Up until 10 years ago I was a fit, healthy, happy, 45-year-old guy. I did triathlons, weight training, yoga, rowing and martial arts, and I was a circus performer too. Then in the blink of an eye my life was turned upside down and I was fighting for my life in hospital.
A serious motorbike accident left me with a broken sternum, five broken ribs, a dislocated shoulder and a badly injured knee, back and hip. My left lung had been punctured by one of the broken ribs and the right lung was also very badly bruised. Shortly after the accident, both lungs failed and I began to slowly die.
A doctor told my family that she knew of a machine called an ECMO machine that could possibly save my life. The machine is similar to the heart-lung by-pass machine used in open-heart surgery. It pumps and oxygenates a patient’s blood outside the body, allowing the heart and lungs to rest. There were four of these machines at a heart/lung hospital in Leicester, but even if one of them was available my chance of surviving was only about 15%.
As it turned out, three of the machines were being used to treat three special forces soldiers who had been injured in Afghanistan. So I was put in an ambulance and police escorted from Hereford to Leicester, placed in an induced coma, and connected to the machine for seven days. The machine essentially takes blood out of your body, oxygenates it, filters it, warms it up and returns it to your body, giving your lungs time to repair.
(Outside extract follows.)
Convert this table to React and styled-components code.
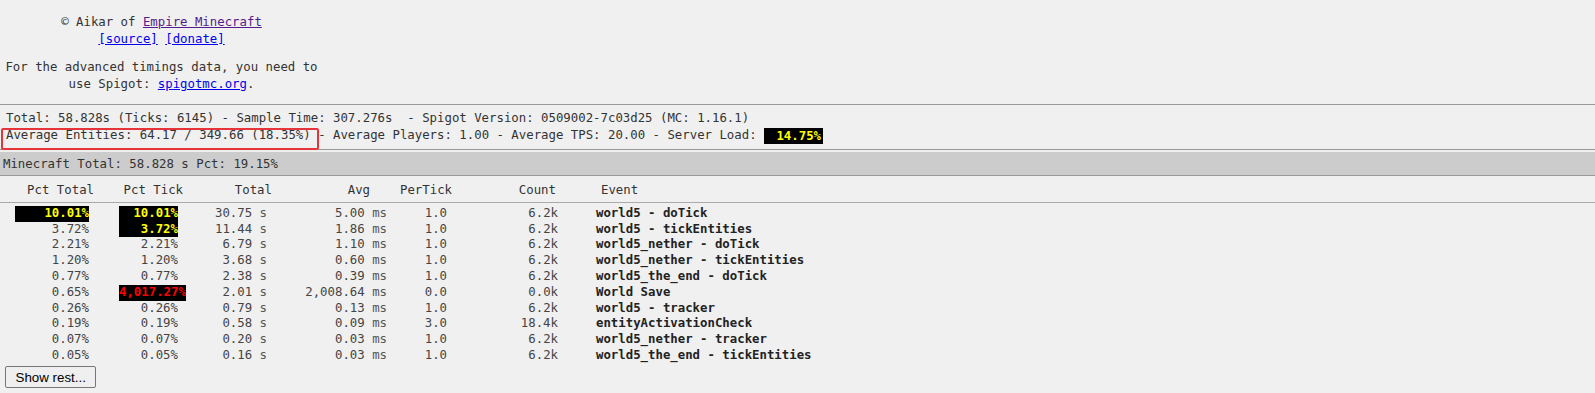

The machine did its job, and four weeks later I was discharged from hospital. The hospital wanted to keep me in for another month but I wanted to go home. I was severely debilitated and struggled to do anything physically. I couldn’t run, cycle, swim or lift weights – even walking was a major effort that left me breathless. I ballooned from a very fit 11 stone to 18 stone, I had very high blood pressure and on the verge of diabetes as a result I was suffering from severe depression. When I felt like I just couldn’t take it any longer, one day I decided to take my own life.
I’m not exactly sure what intervened that day, but shortly after leaving my daughters house to find somewhere away from anyone I was struck down with a crippling bout of sciatica. I sunk onto all fours, turned myself around and slowly crawled the few hundred metres home. My PC was still on and my Facebook page was open, and on my newsfeed was the following quote by Lao Tzu:
“If you are depressed you are living in the past. If you are anxious you are living in the future. If you are at peace, you are living in the present.”
I had studied psychology and had heard and read this quote many times, and it had never meant anything until that day. But in that moment I totally understood what it meant, and something clicked in my head. I began to sob loudly, then before I knew it I was laughing and crying at the same time. (I have now been a Buddhist for six years and in this time I have never felt suicidal again. I still feel sad and down sometimes, but this usually passes within an hour – the black dog has gone).
As quickly as my life had been turned on its head, I resolved to do everything I could to rediscover my old self. I cut down to three small meals a day, started walking, then walk/jogging, then jogging, then running. Three months later I was six stone lighter, and that was when I mustered up the confidence to try parkrun.
I had joined some running forums online and got talking to a local chap who told me about parkrun. He mentioned that Delamere parkrun was close to us, so I arranged to meet up with him and a few of his friends one Saturday morning. I was a little nervous and didn’t know what to expect, as the last time I had ever run with anyone was when I was running at school. I stood at the start line and when the air horn blew I took off like a rocket, which was a big mistake! After 2k my legs started to die, and at around 4k there was a steep hill I had to walk up because my legs would not carry me. Once at the top however I ran the rest of the way to the finish, where my newfound friends were waiting and cheering me on. My time was about 40 minutes – a far cry from the 16 minute runner I had been years before – but the important thing was that it reignited my old competitive spirit and I was determined to improve. I had caught the bug.
Everyone I met was so helpful and friendly and it inspired me to run more and to take part in as many parkruns as I could. parkrun has been a massive part of my recovery process – it has motivated me to get off the sofa and onto the streets, particularly when I started a job where I work on Saturdays and can’t get to parkrun as often as I’d like. Over the following three years I worked really hard, adding yoga and strength work into my fitness programme. Then earlier this year I broke the magical 20 minute barrier at parkrun.
But the best thing about parkrun for me has been the people I have met there. My fellow runners who encourage me, the volunteers who make it all happen, and the course marshals who cheer everyone along every step of the way. parkrun is a great place for all the family; two of my daughters, a couple of my grandchildren and one of my daughter’s husbands have all started going regularly and they all love it. It’s a great thing we can all do together, with three generations of the same family enjoying a healthy, sociable and, in my case, life-changing activity.
My advice to anyone who has negative thoughts is not to dwell on them. If you sit there thinking about negative things you start to live them over and over again. I have turned my life around by living in the moment, and controlling my thoughts rather than letting them control me. I hope by sharing my story I can inspire and motivate others – whether that is to turn your life around or push yourself to achieve what you believe is impossible.